I attended that September meeting along with my wife and brother. We went to share our experience with those families who are still struggling to win the freedom of their loved ones. It was a sad occasion, but the realization that they are not alone has motivated them to make a collective bid for greater action by allied governments.

Making this a problem that is not solely American, I believe, is a smart move – one that is long overdue.

One of the previous occupants of my cell in Evin Prison in Tehran was Saeed Malekpour, a Canadian who has been detained since 2008. Within days of my release, Nizar Zakka – a Lebanese citizen who is a U.S. permanent resident and was in Tehran to speak at a conference on the invitation of a member of Iran’s cabinet – was moved into that same cell.

Relatives of both men are among the letter’s signers.

To his credit, President Trump has repeatedly prioritized freeing the hostages, although the administration has yet to bring home any of the Americans detained in Iran.

Senior State Department officials who work on Iran attended the family meeting in September, reiterating the president’s commitment to putting an end to the Islamic republic’s ugly habit of imprisoning innocents for use as future leverage.

“Our relationship with Iran will never improve until they release the American citizens they have unjustly imprisoned. Respectable countries don’t take hostages,” Nikki Haley, the U.S. ambassador to the United Nations, told me via email.

Although the November 1979 raid on the U.S. Embassy in Tehran, when 52 American diplomats were taken hostage and held for 444 days, was one of the defining moments of the revolution in Iran, citizens of other countries have also been targeted.

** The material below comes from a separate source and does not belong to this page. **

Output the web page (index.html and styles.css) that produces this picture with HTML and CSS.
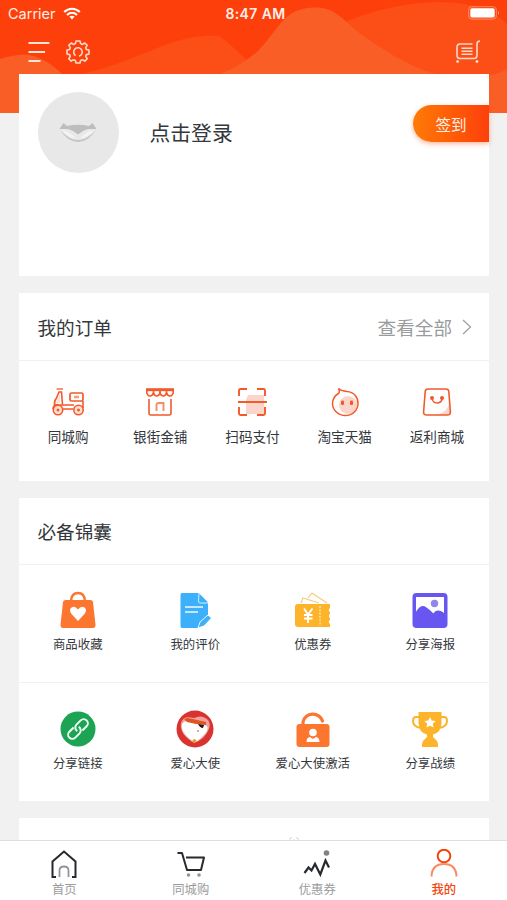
FILE: index.html
```html
<!DOCTYPE html>
<html lang="zh-CN">
<head>
<meta charset="utf-8">
<title>我的</title>
<link rel="stylesheet" href="styles.css">
</head>
<body>
<div class="app">
  <svg class="waves" viewBox="0 0 507 113" aria-hidden="true">
    <rect width="507" height="113" fill="#fd400b"/>
    <path d="M68 76C105 72 145 52 168 44C188 37 203 35 218 36C226 39 236 51 247 60L270 80H68Z" fill="#fc4f18"/>
    <path d="M340 24C385 5 425 0 456 3C484 6 499 15 507 25V80H340Z" fill="#fc4f18"/>
    <path d="M0 59C10 56 20 54 29 55C43 58 53 65 64 76V113H0Z" fill="#fa5e27"/>
    <path d="M222 73C238 67 247 60 257 52C271 38 277 25 288 16C299 7 319 5 332 11C343 17 350 26 362 35C383 50 408 66 435 74V80H222Z" fill="#fa5e27"/>
    <path d="M480 76C492 76 500 73 507 69V113H480Z" fill="#fa5e27"/>
  </svg>

  <header class="status">
    <div class="carrier"><span>Carrier</span>
      <svg width="18" height="13" viewBox="0 0 18 13"><g fill="none" stroke="#fff" stroke-width="2.1"><path d="M1.2 5.1C5.8.6 12.2.6 16.8 5.1"/><path d="M4 8C7 5.2 11 5.2 14 8"/></g><path d="M6.4 9.6Q9 7.7 11.6 9.6L9 12.4Z" fill="#fff"/></svg>
    </div>
    <b>8:47 AM</b>
    <svg class="battery" width="32" height="14" viewBox="0 0 32 14"><rect x=".7" y=".7" width="27.6" height="12.4" rx="3" fill="none" stroke="#ff8a66"/><rect x="2.3" y="2.3" width="24.4" height="9.2" rx="1.7" fill="#fff"/><path d="M30 5Q32 7 30 9Z" fill="#ffa080"/></svg>
  </header>

  <nav class="tools">
    <svg width="22" height="22" viewBox="0 0 22 22" stroke="#ffe5d8" stroke-width="2"><path d="M.5 2H21.500M.5 11H17M.5 20H12.500"/></svg>
    <svg width="24" height="24" viewBox="0 0 24 24" fill="none" stroke="#ffd9c8" stroke-width="1.6" stroke-linejoin="round"><path d="M10 1H14L14.600 3.600L16.500 4.400L18.800 3L21.200 5.300L19.700 7.700L20.400 9.500L23 10V14L20.400 14.600L19.700 16.400L21.200 18.700L18.800 21.100L16.500 19.700L14.600 20.500L14 23H10L9.400 20.500L7.500 19.700L5.200 21.100L2.800 18.700L4.300 16.400L3.600 14.600L1 14V10L3.600 9.500L4.300 7.700L2.800 5.300L5.200 3L7.500 4.400L9.400 3.600Z"/><path d="M9.600 15.600A4.300 4.300 0 1 1 13 16.200"/></svg>
    <svg class="cart" width="26" height="24" viewBox="0 0 26 24" fill="none" stroke="#ffd9c8" stroke-width="1.6"><path d="M25 1Q22 1.200 22 4V15Q22 18.500 19 18.500H5Q2 18.500 2 15V7.500Q2 4 5 4H17.500M6.500 8.200H17.500M6.500 11.200H17.500M6.500 14.200H17.500"/><circle cx="2.600" cy="21.500" r="1.100" fill="#ffe5d8" stroke-width=".8"/><circle cx="22" cy="21.500" r="1.100" fill="#ffe5d8" stroke-width=".8"/></svg>
  </nav>

  <main class="cards">
    <section class="card profile">
      <div class="avatar"><svg width="40" height="22" viewBox="0 0 40 22"><path d="M1.500 7L5.500 1L9 4Q20 1.500 31 4L34.500 1L38.500 7L30 7L25 9L20 12.500L15 9L10 7Z" fill="#bdbdbd"/><path d="M2 8Q10 20 20 20Q30 20 38 8Q29 18 20 18Q11 18 2 8Z" fill="#c4c4c4"/><path d="M4 8Q13 10 18 16.500Q9 15 4 8ZM36 8Q27 10 22 16.500Q31 15 36 8Z" fill="#f3f3f3"/></svg></div>
      <div class="login">点击登录</div>
      <div class="checkin">签到</div>
    </section>

    <section class="card">
      <div class="head"><h2>我的订单</h2><div class="more">查看全部<svg width="10" height="16" viewBox="0 0 10 16" fill="none" stroke="#a0a2a5" stroke-width="1.300"><path d="M1 1L8.500 8L1 15"/></svg></div></div>
      <div class="orders">
        <div class="item"><svg viewBox="0 0 32 30" width="32" height="30" fill="none" stroke="#f25a2b" stroke-width="1.600"><path d="M4.500 2H11" stroke-width="1.300"/><path d="M7 5H9.500L10.500 18H2.500Q2 14 4.500 11Z"/><path d="M3.500 16L8 7V16Z" fill="#fde0d4" stroke="none"/><rect x="18" y="6" width="13" height="8" rx="1.500" stroke-width="1.700"/><path d="M22 10H27" stroke="#f79d7d" stroke-width="2.600"/><path d="M31 14V21M11 18H22M11 22H21M1 22Q1 18 6 17.500"/><g fill="#fde0d4"><circle cx="6" cy="23" r="4.700"/><circle cx="26.500" cy="23" r="4.700"/></g><g fill="#f25a2b" stroke="none"><circle cx="6" cy="23" r="1.500"/><circle cx="26.500" cy="23" r="1.500"/></g></svg><span>同城购</span></div>
        <div class="item"><svg viewBox="0 0 32 30" width="32" height="30" fill="none" stroke="#f25a2b" stroke-width="1.600"><path d="M2.800 2H29.200V6Q28 9 26 9Q23.500 9 22.500 6Q21.500 9 19.300 9Q17 9 16 6Q15 9 12.700 9Q10.500 9 9.500 6Q8.500 9 6 9Q4 9 2.800 6Z"/><path d="M3 3H29" stroke-width="2.400"/><path d="M9.500 3V7M16 3V7M22.500 3V7"/><path d="M5 12V26Q5 28 7 28H25Q27 28 27 26V12"/><path d="M12.500 24V18Q12.500 16 14.500 16H19.500V24" stroke="#f58c69" stroke-width="1.900"/></svg><span>银街金铺</span></div>
        <div class="item"><svg viewBox="0 0 32 30" width="32" height="30" fill="none" stroke="#f25a2b" stroke-width="1.900"><path d="M12 8H28V27H10V13Z" fill="#fbd5c9" stroke="none"/><path d="M3 9V3.500Q3 2 4.500 2H11M21 2H27.500Q29 2 29 3.500V9M3 20V26.500Q3 28 4.500 28H11M21 28H27.500Q29 28 29 26.500V20M2 15H31"/></svg><span>扫码支付</span></div>
        <div class="item"><svg viewBox="0 0 32 30" width="32" height="30"><circle cx="19" cy="18" r="9" fill="#fbd5c9"/><path d="M9.500 1.500C11 3 14 4 18 4.500C25 5 29 10 29 16.500C29 23 23.500 28.500 16.500 28.500S3.500 23 3.500 16.500C3.500 12 6 8.500 10 6Q11 4 9.500 1.500Z" fill="none" stroke="#f25a2b" stroke-width="1.500"/><rect x="12" y="13.500" width="3" height="4.500" rx="1.300" fill="#f0562c"/><rect x="21" y="13.500" width="3" height="4.500" rx="1.300" fill="#f0562c"/></svg><span>淘宝天猫</span></div>
        <div class="item"><svg viewBox="0 0 32 30" width="32" height="30"><path d="M28 17Q26 25 16 28H26Q29 28 29 25Z" fill="#fbd5c9"/><path d="M7 2H25Q27.500 2 27.800 4.500L29.400 25Q29.500 28 26.500 28H5.500Q2.500 28 2.600 25L4.200 4.500Q4.500 2 7 2Z" fill="none" stroke="#f25a2b" stroke-width="1.600"/><path d="M11 11Q11.500 16 16 16T21.500 11" fill="none" stroke="#f25a2b" stroke-width="1.400"/><circle cx="11" cy="11" r="2" fill="#f0562c"/><circle cx="21" cy="11" r="2" fill="#f0562c"/></svg><span>返利商城</span></div>
      </div>
    </section>

    <section class="card">
      <div class="head kit-head"><h2>必备锦囊</h2></div>
      <div class="kit">
        <div class="item"><svg viewBox="0 0 38 38" width="38" height="38"><path d="M12 10Q12.500 2 19 2T26 10" fill="none" stroke="#fc7630" stroke-width="2.400"/><path d="M6.500 9H31.500Q33.500 9 34 11L36.500 34Q36.500 37 34 37H4Q1.500 37 1.500 34L4 11Q4.500 9 6.500 9Z" fill="#fc7630"/><path d="M19 30L12.500 23Q9.500 19 12.500 16.500Q16 14.500 19 18.500Q22 14.500 25.500 16.500Q28.500 19 25.500 23Z" fill="#fff"/></svg><span>商品收藏</span></div>
        <div class="item"><svg viewBox="0 0 38 38" width="38" height="38"><path d="M6 2H23L32 11V25L22 37H6Q4.500 37 4.500 35V4Q4.500 2 6 2Z" fill="#3cb0fb"/><path d="M23 2L32 11V12H24Q22.500 12 22.500 10Z" fill="#3cb0fb" stroke="#d5efff" stroke-width="1"/><path d="M9 16H27M9 21H22" stroke="#eef9ff" stroke-width="1.500"/><path d="M22 37L24 31L32 24L35.500 27L28 35Z" fill="#3cb0fb" stroke="#fff" stroke-width=".9"/></svg><span>我的评价</span></div>
        <div class="item"><svg viewBox="0 0 38 38" width="38" height="38"><g fill="none" stroke="#f9ca77" stroke-width="1.200"><path d="M7 12L9 7L25 12M14 7L18 2L33 12"/></g><path d="M4 13H36V17Q33.500 19 36 21V23Q33.500 25 36 27V29Q33.500 31 36 33V36H4Q1 36 1 33V16Q1 13 4 13Z" fill="#fdb32a"/><path d="M26 15V34" stroke="#ffe1a7" stroke-width="1.500" stroke-dasharray="2 1.300"/><path d="M10 17.500L14 23.500L18.500 17.500M14 23.500V32M10 24H18.500M10 27.500H18.500" fill="none" stroke="#fff" stroke-width="1.900"/></svg><span>优惠券</span></div>
        <div class="item"><svg viewBox="0 0 38 38" width="38" height="38"><rect x="1.500" y="2" width="35" height="35" rx="4" fill="#6756f0"/><path d="M5 6H33V22Q27 17 23 23Q17 17 13 15Q9 15 5 21Z" fill="#fff"/><path d="M5 21Q10 12 15 17Q20 23 22 23Q26 16 33 23V28H5Z" fill="#6756f0"/><circle cx="23.500" cy="12.500" r="3.700" fill="#9185ee"/></svg><span>分享海报</span></div>
        <div class="item"><svg viewBox="0 0 38 38" width="38" height="38"><circle cx="19" cy="19" r="17.500" fill="#1da354"/><g fill="none" stroke="#ecfff2" stroke-width="2" transform="rotate(-45 19 19)"><path d="M17 14.800H11A4.200 4.200 0 0 0 11 23.200H17A4.200 4.200 0 0 0 21 18"/><path d="M21 23.200H27A4.200 4.200 0 0 0 27 14.800H21A4.200 4.200 0 0 0 17 20"/></g></svg><span>分享链接</span></div>
        <div class="item"><svg viewBox="0 0 38 38" width="38" height="38"><circle cx="19" cy="19" r="18.500" fill="#d93330"/><path d="M18 33Q3 24 5 13Q7 5 18 8Q26 4 32 10Q37 17 27 28Q22 32 18 33Z" fill="#f1a09b"/><path d="M18 32Q4 23 6 14Q10 8 20 12L31 16Q34 20 25 28Q22 31 18 32Z" fill="#fff"/><path d="M8 9L12 8L30 12V15L20 14L11 12Z" fill="#df5420"/><path d="M22 14L28 15L27 18Q24 18 22 14Z" fill="#28110e"/><path d="M18 29L20.500 30L19 33L16 31Z" fill="#ef9629"/><circle cx="22" cy="21" r="1" fill="#e9837f"/></svg><span>爱心大使</span></div>
        <div class="item"><svg viewBox="0 0 38 38" width="38" height="38"><path d="M9 15V12A10 9.500 0 0 1 28.500 11" fill="none" stroke="#fc7630" stroke-width="3.200" stroke-linecap="round"/><rect x="2.500" y="14" width="33" height="23" rx="3" fill="#fc7630"/><circle cx="19" cy="22.500" r="3.800" fill="#fff"/><path d="M12.500 32Q12.500 27.500 16 27L19 29L22 27Q25.500 27.500 25.500 32Z" fill="#fff"/></svg><span>爱心大使激活</span></div>
        <div class="item"><svg viewBox="0 0 38 38" width="38" height="38"><g fill="none" stroke="#fdb32a" stroke-width="2"><path d="M9 7H5Q2 7 2 11Q2 17 10 18M29 7H33Q36 7 36 11Q36 17 28 18"/></g><path d="M7.500 2H30.500V13Q30 23 22 24.500V27L26 31L27 34V37H11V34L12 31L16 27V24.500Q8 23 7.500 13Z" fill="#fdb32a"/><path d="M19 7L20.700 10.500L24.600 11L21.800 13.700L22.500 17.600L19 15.700L15.500 17.600L16.200 13.700L13.400 11L17.300 10.500Z" fill="#fff"/></svg><span>分享战绩</span></div>
      </div>
    </section>

    <section class="card next"><svg width="11" height="4" viewBox="0 0 11 4"><path d="M1 4V1H3M5 4V2M9 4V1H7" fill="none" stroke="#d9d9d9"/></svg></section>
  </main>

  <footer class="tabs">
    <div class="tab"><svg viewBox="0 0 30 30" width="30" height="30" fill="none" stroke="#26292d" stroke-width="2"><path d="M7 28H3.500V12.500L15 2.500L26.500 12.500V28H23"/><path d="M10.500 28V21.500Q10.500 17.500 15 17.500T19.500 21.500V28" stroke="#929497" stroke-width="1.800"/></svg><span>首页</span></div>
    <div class="tab"><svg viewBox="0 0 30 30" width="30" height="30" fill="none" stroke="#26292d" stroke-width="2"><path d="M1.500 4H6L11 21H25L28 8.500H10" stroke-linejoin="round"/><g fill="#929497" stroke="none"><circle cx="12.500" cy="26" r="1.800"/><circle cx="23" cy="26" r="1.800"/></g></svg><span>同城购</span></div>
    <div class="tab"><svg viewBox="0 0 30 30" width="30" height="30"><path d="M2.500 24L6.500 18.500L9.500 21.500L13 15L18.300 25.500L23.500 11.500L27 18.500" fill="none" stroke="#26292d" stroke-width="2.200"/><circle cx="24.500" cy="4" r="2.800" fill="#808286"/></svg><span>优惠券</span></div>
    <div class="tab active"><svg viewBox="0 0 30 30" width="30" height="30" fill="none"><circle cx="15" cy="7" r="6.300" stroke="#f5450d" stroke-width="2"/><path d="M2.500 27.500Q3 15 15 15T27.500 27.500" stroke="#fb8a61" stroke-width="2"/></svg><span>我的</span></div>
  </footer>
</div>
</body>
</html>
```
FILE: styles.css
```css
* { box-sizing: border-box; }
body { margin: 0; font-family: "Noto Sans CJK SC", sans-serif; color: #34373b; }
svg { display: block; flex: none; }
.app { position: relative; width: 507px; height: 900px; overflow: hidden; background: #f1f1f1; display: flex; flex-direction: column; }
.waves { position: absolute; top: 0; left: 0; width: 507px; height: 113px; }
.status, .tools, .cards, .tabs { position: relative; flex: none; }
.status { height: 28px; display: grid; grid-template-columns: 1fr auto 1fr; align-items: center; padding: 0 7px 0 8px; color: #ffeee8; font: 14.5px/20px Inter, sans-serif; }
.status b { margin-left: 3px; font-size: 14px; font-weight: 600; letter-spacing: .4px; }
.carrier { display: flex; align-items: center; gap: 7px; }
.carrier svg { margin-bottom: 2px; }
.battery { justify-self: end; margin-bottom: 2px; }
.tools { height: 46px; display: flex; align-items: center; gap: 16px; padding: 2px 26px 0 28px; }
.tools .cart { margin-left: auto; }
.cards { flex: 1; min-height: 0; overflow: hidden; padding: 0 18px 0 19px; display: flex; flex-direction: column; gap: 17px; }
.card { flex: none; background: #fff; }
.profile { height: 202px; display: flex; align-items: flex-start; padding: 18px 0 0 18.5px; }
.avatar { width: 81px; height: 81px; border-radius: 50%; background: #e8e8e8; display: flex; align-items: center; justify-content: center; }
.login { margin-left: 31px; font-size: 20.8px; line-height: 81px; }
.checkin { margin: 13px 0 0 auto; width: 76px; height: 37px; border-radius: 19px 0 0 19px; background: linear-gradient(90deg, #ff7a06, #fd400b); box-shadow: 0 2px 5px #fd500b66; color: #fff0e5; font-size: 15.600px; line-height: 38px; text-align: center; }
.head { height: 68px; border-bottom: 1px solid #f1f1f1; display: flex; align-items: center; justify-content: space-between; padding: 0 17px 0 18.500px; }
.kit-head { height: 67px; padding-bottom: 1px; }
h2 { margin: 0; font-size: 18.600px; line-height: 28px; font-weight: 400; }
.more { display: flex; align-items: center; gap: 10px; font-size: 18.600px; line-height: 28px; color: #999b9e; }
.orders { display: grid; grid-template-columns: repeat(5, 1fr); height: 120px; padding: 26px 6px 0 3px; }
.item { display: flex; flex-direction: column; align-items: center; white-space: nowrap; }
.orders .item { gap: 9px; font-size: 13.600px; line-height: 20px; }
.kit { display: grid; grid-template-columns: repeat(4, 1fr); grid-template-rows: 118px 118px; }
.kit .item { padding-top: 26px; gap: 6px; font-size: 12.400px; line-height: 18px; }
.kit .item:nth-child(-n+4) { box-shadow: inset 0 -1px #f1f1f1; }
.kit .item:nth-child(n+5) { padding-top: 27px; }
.next { height: 80px; padding: 19px 0 0 270px; }
.tabs { height: 60px; background: #fff; border-top: 1px solid #dedede; display: grid; grid-template-columns: repeat(4, 1fr); padding-left: 1px; }
.tab { display: flex; flex-direction: column; align-items: center; padding-top: 8px; gap: 1px; font-size: 12.300px; line-height: 18px; color: #999b9d; }
.tab.active { color: #f5450d; font-weight: 500; }
```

“The similarities between our loved ones’ cases are striking,” the family statement notes. “Each story is not just a case of arbitrary detention by the Iranian government, these are all deliberate and tactical moves by that government to secure bargaining chips.”

I have spoken with officials from several U.S. allies since my release, and while they agree that this is a global problem, there is a quiet consensus that Washington must take a lead role in solving it. Yet given that Washington has no direct lines of communication with Tehran, how this can be done remains unclear.

Needless to say, Iran could create some much-needed goodwill for itself by releasing all of these hostages.

The British Foreign Office is aggressively seeking the release of its citizens being held in Iran. During a visit to Tehran in November, Foreign Secretary Jeremy Hunt made the release of Zaghari-Ratcliffe – who has been detained on trumped-up charges and separated from her husband and young daughter since April 2016 – a top priority in his meetings with Iranian officials. He continues to call them out publicly, asking Tehran to release all unjustly imprisoned foreign nationals.

“I went to Iran with a clear message for the country’s leaders: Putting innocent people in prison cannot and must not be used as a tool of diplomatic leverage,” Hunt told me. “If they continue to do so, there will be consequences.”

The reality, though, is that for nearly 40 years there has been no real punishment for Iran’s hostage taking. Conversely, some factions of the regime in Tehran see it as a key instrument of their foreign policy.

It is time for world powers to publicly affirm that Iranian hostage taking is unacceptable. This is an urgently needed first step in a concerted effort to change Tehran’s often destructive behavior. But such action will have an effect only if further abductions lead to clear consequences.